╭──
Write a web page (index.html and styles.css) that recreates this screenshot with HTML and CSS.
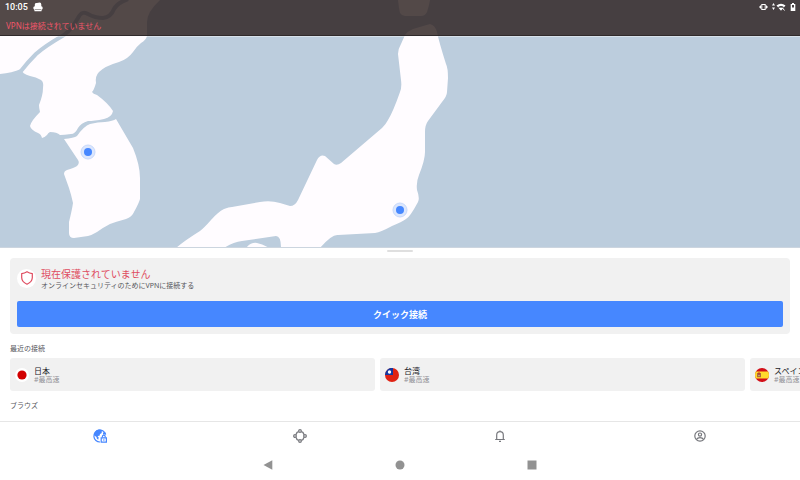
FILE: index.html
```html
<!DOCTYPE html>
<html lang="ja">
<head>
    <meta charset="UTF-8">
    <meta name="viewport" content="width=device-width, initial-scale=1.0">
    <title>VPN</title>
    <link rel="stylesheet" href="styles.css">
</head>
<body>
    <div class="app">
        <div class="map">
            <header class="header">
                <div class="status-bar">
                    <span class="time">10:05</span>
                    <svg class="status-app" width="10" height="10" viewBox="0 0 10 10">
                        <path fill="#fff" d="M1.8 4.2V2.4Q2 .8 3.8 1L6.8 .5Q8.2 .6 8.3 2.4V4.2Q9.7 4.5 9.7 6T8.6 7.6V8.9Q8.4 9.5 7.6 9.3H2.4Q1.4 9.4 1.4 8.8V7.6Q.3 7.2.3 5.8T1.8 4.2Z"/>
                        <path stroke="#4a4243" stroke-dasharray="1 1" d="M2.5 7.5h5"/>
                    </svg>
                    <div class="status-icons">
                        <svg width="9" height="8" viewBox="0 0 9 8" fill="none" stroke="#fff">
                            <rect x="2.8" y="1.5" width="3.4" height="5"/>
                            <path d="M1.5 2.5v3M7.5 2.5v3M.5 3.5v1M8.5 3.5v1"/>
                        </svg>
                        <svg width="14" height="8" viewBox="0 0 14 8">
                            <path fill="#fff" d="M1.5 0 3 2.5H0ZM0 4.5h3L1.5 7ZM4.5 2.5Q9-1.2 13.5 2.5L9 7.8Z"/>
                            <path stroke="#4a4243" stroke-width=".6" d="M6 4.5Q9 2 12 4.5"/>
                            <path stroke="#fff" d="m10.5 5 2 2.5"/>
                        </svg>
                        <svg width="6" height="8" viewBox="0 0 6 8">
                            <path fill="#fff" d="M2 0h2v1h1.3v7H.7V1H2Z"/>
                            <path fill="#4a4243" d="M2 2h2v2.5H2Z"/>
                        </svg>
                    </div>
                </div>
                <p class="header-state">VPNは接続されていません</p>
            </header>
            <svg class="map-canvas" viewBox="0 0 800 248" preserveAspectRatio="xMidYMin slice">
                <g class="land">
                    <!-- mainland and the north of the peninsula -->
                    <path d="M0 0H160Q147 12 147 22V36Q146 40 141 43Q136 47 133 52Q128 59 119 62Q105 66 99 72Q95 76 96 83Q94 90 92 92Q93 94 97 95Q108 103 113 111Q112 117 104 119Q94 121 88 121Q81 123 78 128Q75 134 71 134Q64 135 60 135Q57 132 50 132Q48 133 47 135Q44 138 42 138Q41 134 38 133Q31 130 30 126Q31 121 40 112Q39 108 39 105Q43 95 43 88Q44 82 41 80Q36 77 30 76Q22 74 21 69Q12 73 0 74Z"/>
                    <path d="M116 119L133 148Q140 165 140 178V199Q139 203 134 212Q132 217 126 219Q115 222 110 224Q104 227 97 232Q92 235 88 236L74 238Q69 238 69 233V222Q72 210 73 203Q71 194 69 188L64 174Q64 171 67 170Q74 168 77 166Q80 163 78 160L64 139Q74 138 77 136Q84 126 90 124Q98 122 105 122Q113 121 116 119Z"/>
                    <path d="M398 0Q399 9 400 13Q402 16 405 16H421Q425 16 427 12Q429 6 430 0Z"/>
                    <path d="M176 248Q184 241 200 231Q204 228 211 220Q218 212 224 209Q229 207 232 207L260 202Q270 200 280 203L290 206Q295 206 298 200L317 160Q320 154 325 156L334 164Q337 166 341 163L382 128Q386 124 388 120Q393 112 400 92Q402 87 401 80L398 54Q398 49 401 44L405 35Q408 31 413 29L430 24Q435 25 437 32Q439 42 446 64Q448 68 448 78L447 92Q447 96 442 102L428 121Q425 125 425 132V152Q425 160 419 175Q416 182 417 190Q420 198 418 202Q410 217 406 219Q402 222 392 226Q381 232 375 233L338 235Q332 234 320 248Z"/>
                </g>
                <path class="river" d="M21 71Q28 62 36 54Q45 46 64 35Q72 29 78 18Q82 10 88 14Q95 18 103 18Q111 17 114 9Q117 3 128-1"/>
                <path class="sea" d="M224 248Q233 242 242 241L276 236Q281 236 281 248Z"/>
                <path class="land" d="M246 248Q251 242 257 243Q263 244 269 248Z"/>
                <g class="pin">
                    <circle cx="88" cy="152" r="7"/>
                    <circle class="pin-dot" cx="88" cy="152" r="4"/>
                    <circle cx="400" cy="210" r="7"/>
                    <circle class="pin-dot" cx="400" cy="210" r="4"/>
                </g>
            </svg>
        </div>

        <main class="sheet">
            <div class="handle"></div>
            <section class="status-card">
                <div class="status-info">
                    <span class="shield">
                        <svg width="12" height="14" viewBox="0 0 12 14" fill="none" stroke="#df4b5f" stroke-width="1.2">
                            <path d="M6 .8Q8.5 2.2 11.3 2.7V6.8Q11.1 11 6 13.2Q.9 11 .7 6.8V2.7Q3.5 2.2 6 .8Z"/>
                        </svg>
                    </span>
                    <div>
                        <h1>現在保護されていません</h1>
                        <p>オンラインセキュリティのためにVPNに接続する</p>
                    </div>
                </div>
                <button type="button" class="connect">クイック接続</button>
            </section>

            <h2>最近の接続</h2>
            <div class="recent">
                <button type="button" class="recent-card">
                    <svg width="14" height="14" viewBox="0 0 14 14">
                        <circle cx="7" cy="7" r="7" fill="#fff"/>
                        <circle cx="7" cy="7" r="4.6" fill="#d20000"/>
                    </svg>
                    <span class="place"><b>日本</b><small>#最高速</small></span>
                </button>
                <button type="button" class="recent-card">
                    <svg width="14" height="14" viewBox="0 0 14 14">
                        <circle cx="7" cy="7" r="7" fill="#e02213"/>
                        <path fill="#1537a0" d="M8 7H0A7 7 0 0 1 8 0Z"/>
                        <circle cx="4.5" cy="4" r="1.7" fill="#fff"/>
                    </svg>
                    <span class="place"><b>台湾</b><small>#最高速</small></span>
                </button>
                <button type="button" class="recent-card">
                    <svg width="14" height="14" viewBox="0 0 14 14">
                        <circle cx="7" cy="7" r="7" fill="#d20f18"/>
                        <path fill="#ffda2c" d="M.9 3.5H13.1Q14.9 7 13.1 10.5H.9Q-.9 7 .9 3.5Z"/>
                        <path fill="#ad6b3c" d="M2 5h4v4.2H2Z"/>
                        <path fill="#b5452c" d="M3 4.5h2v2H3Z"/>
                        <path fill="#ddc8b0" d="M3.5 7h1v1h-1Z"/>
                    </svg>
                    <span class="place"><b>スペイン</b><small>#最高速</small></span>
                </button>
            </div>
            <h2>ブラウズ</h2>
        </main>

        <nav class="tabs">
            <a href="#" class="active" aria-label="VPN">
                <svg width="14" height="14" viewBox="0 0 14 14" fill="none" stroke="currentColor" stroke-width="1.2">
                    <path d="M12.7 5.5A6 6 0 1 0 7 13"/>
                    <path fill="currentColor" stroke="none" d="M1 5Q3 .5 7 .6L10 1.4 8.5 2.7 8.8 4 7 5 6.5 6.8 4.5 7 5.7 8.6 5.2 10.8 3.8 9.5 3.5 8 1 6.3ZM10 3.5 12 3 12.8 5.6H10Z"/>
                    <path fill="#fff" d="M8.2 8.8h5.2v4.4H8.2Z"/>
                    <path d="M9.4 8.5V7.5a1.4 1.4 0 0 1 2.8 0v1M10 11h1.6"/>
                </svg>
            </a>
            <a href="#" aria-label="Meshnet">
                <svg width="14" height="14" viewBox="0 0 14 14" fill="none" stroke="currentColor" stroke-width="1.3">
                    <circle cx="7" cy="2" r="1.3"/>
                    <circle cx="12" cy="7" r="1.3"/>
                    <circle cx="7" cy="12" r="1.3"/>
                    <circle cx="2" cy="7" r="1.3"/>
                    <path d="M5.7 2.7 4 3.4Q3.7 4.8 2.7 5.7M8.3 2.7 10 3.4Q10.3 4.8 11.3 5.7M5.7 11.3 4 10.6Q3.7 9.2 2.7 8.3M8.3 11.3 10 10.6Q10.3 9.2 11.3 8.3"/>
                </svg>
            </a>
            <a href="#" aria-label="通知">
                <svg width="12" height="12" viewBox="0 0 12 12" fill="none" stroke="currentColor" stroke-width="1.2">
                    <path d="M1.2 9.5h9.6M2.7 9.5V5Q2.7 1.7 6 1.7T9.3 5V9.5M6 .4V2M5 11.3h2"/>
                </svg>
            </a>
            <a href="#" aria-label="プロフィール">
                <svg width="12" height="12" viewBox="0 0 12 12" fill="none" stroke="currentColor" stroke-width="1.2">
                    <circle cx="6" cy="6" r="5.2"/>
                    <circle cx="6" cy="4.6" r="1.6"/>
                    <path d="M2.4 9.5Q3.5 7.7 6 7.7T9.6 9.5"/>
                </svg>
            </a>
        </nav>

        <div class="system-nav">
            <button type="button" aria-label="戻る">
                <svg width="10" height="10" viewBox="0 0 10 10"><path d="M.5 5 9.3.3V9.7Z"/></svg>
            </button>
            <button type="button" aria-label="ホーム">
                <svg width="10" height="10" viewBox="0 0 10 10"><circle cx="5" cy="5" r="4.5"/></svg>
            </button>
            <button type="button" aria-label="アプリ履歴">
                <svg width="10" height="10" viewBox="0 0 10 10"><path d="M.5.5h9v9h-9Z"/></svg>
            </button>
        </div>
    </div>
</body>
</html>
```

FILE: styles.css
```css
* {
    box-sizing: border-box;
}
body {
    margin: 0;
    font-family: "Noto Sans", "Noto Sans CJK JP", sans-serif;
    font-size: 7px;
    line-height: 10px;
    color: #55565b;
    background-color: #fff;
}
h1, h2, p {
    margin: 0;
    font-weight: normal;
}
svg {
    display: block;
}
button {
    padding: 0;
    border: none;
    font-family: inherit;
    cursor: pointer;
}
.app {
    display: flex;
    flex-direction: column;
    min-height: 100vh;
}

/* map */
.map {
    position: relative;
    flex: 1 0 160px;
    display: flex;
    overflow: hidden;
    background-color: #bccddd;
    border-bottom: 1px solid #ccd5df;
}
.map-canvas {
    flex: 1;
    width: 100%;
    height: auto;
    min-height: 0;
}
.land {
    fill: #fffcff;
}
.sea {
    fill: #bccddd;
}
.river {
    fill: none;
    stroke: #bccddd;
    stroke-width: 4px;
}
.pin {
    fill: #dbe6fd;
    stroke: #c8d9fb;
}
.pin-dot {
    fill: #4687ff;
    stroke: none;
}

/* header over the map */
.header {
    position: absolute;
    top: 0;
    left: 0;
    right: 0;
    height: 36px;
    padding: 2px 4px 0 5px;
    background-color: rgba(40, 27, 26, 0.8);
    border-bottom: 1px solid #302a2b;
    box-shadow: 0 1px 0 rgba(255, 255, 255, 0.4);
}
.status-bar {
    display: flex;
    align-items: center;
    height: 10px;
    color: #fff;
}
.time {
    font-family: Roboto, sans-serif;
    font-size: 9px;
    font-weight: 500;
}
.status-app {
    margin-left: 5px;
}
.status-icons {
    display: flex;
    gap: 4px;
    margin-left: auto;
}
.header-state {
    margin-top: 9px;
    padding-left: 1px;
    font-size: 8px;
    color: #f0566a;
}

/* bottom sheet */
.sheet {
    padding: 2px 10px 6px;
    overflow: hidden;
}
.handle {
    width: 26px;
    height: 2px;
    margin: 0 auto 6px;
    border-radius: 1px;
    background-color: #dfdfdf;
}
.status-card {
    padding: 7px;
    border-radius: 4px;
    background-color: #f1f1f1;
}
.status-info {
    display: flex;
    align-items: center;
    gap: 5px;
    margin-bottom: 10px;
}
.status-info h1 {
    font-size: 10px;
    line-height: 18px;
    color: #df4b5f;
    margin-bottom: -2px;
}
.shield {
    display: flex;
    align-items: center;
    justify-content: center;
    width: 19px;
    height: 19px;
    border-radius: 50%;
    background-color: #fff;
}
.connect {
    display: block;
    width: 100%;
    height: 26px;
    border-radius: 2px;
    font-size: 9px;
    font-weight: bold;
    color: #fff;
    background-color: #4687ff;
}
h2 {
    margin: 10px 0 4px;
    font-size: 7px;
}
.recent {
    display: flex;
    gap: 5px;
    margin-right: -10px;
    overflow: hidden;
}
.recent-card {
    display: flex;
    align-items: center;
    gap: 5px;
    flex: 0 0 calc((100% - 60px) / 2);
    height: 33px;
    padding: 0 5px;
    border-radius: 3px;
    text-align: left;
    background-color: #f1f1f1;
}
.place b, .place small {
    display: block;
    font-size: 8px;
    line-height: 9px;
    font-weight: normal;
    color: #202025;
}
.place small {
    font-size: 7px;
    color: #929297;
}

/* app tabs */
.tabs {
    display: grid;
    grid-template-columns: repeat(4, 1fr);
    height: 29px;
    border-top: 1px solid #e6e6e6;
}
.tabs a {
    display: flex;
    align-items: center;
    justify-content: center;
    color: #77787d;
}
.tabs .active {
    color: #4687ff;
}

/* android buttons */
.system-nav {
    display: flex;
    justify-content: center;
    gap: 122px;
    height: 30px;
}
.system-nav button {
    background: none;
    fill: #929292;
}
```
╰──
> WHAT THIS TASK INVOLVES:
Report how many lines of the listing hold the word "index", with nothing but the number.

> TASK ANSWER:
2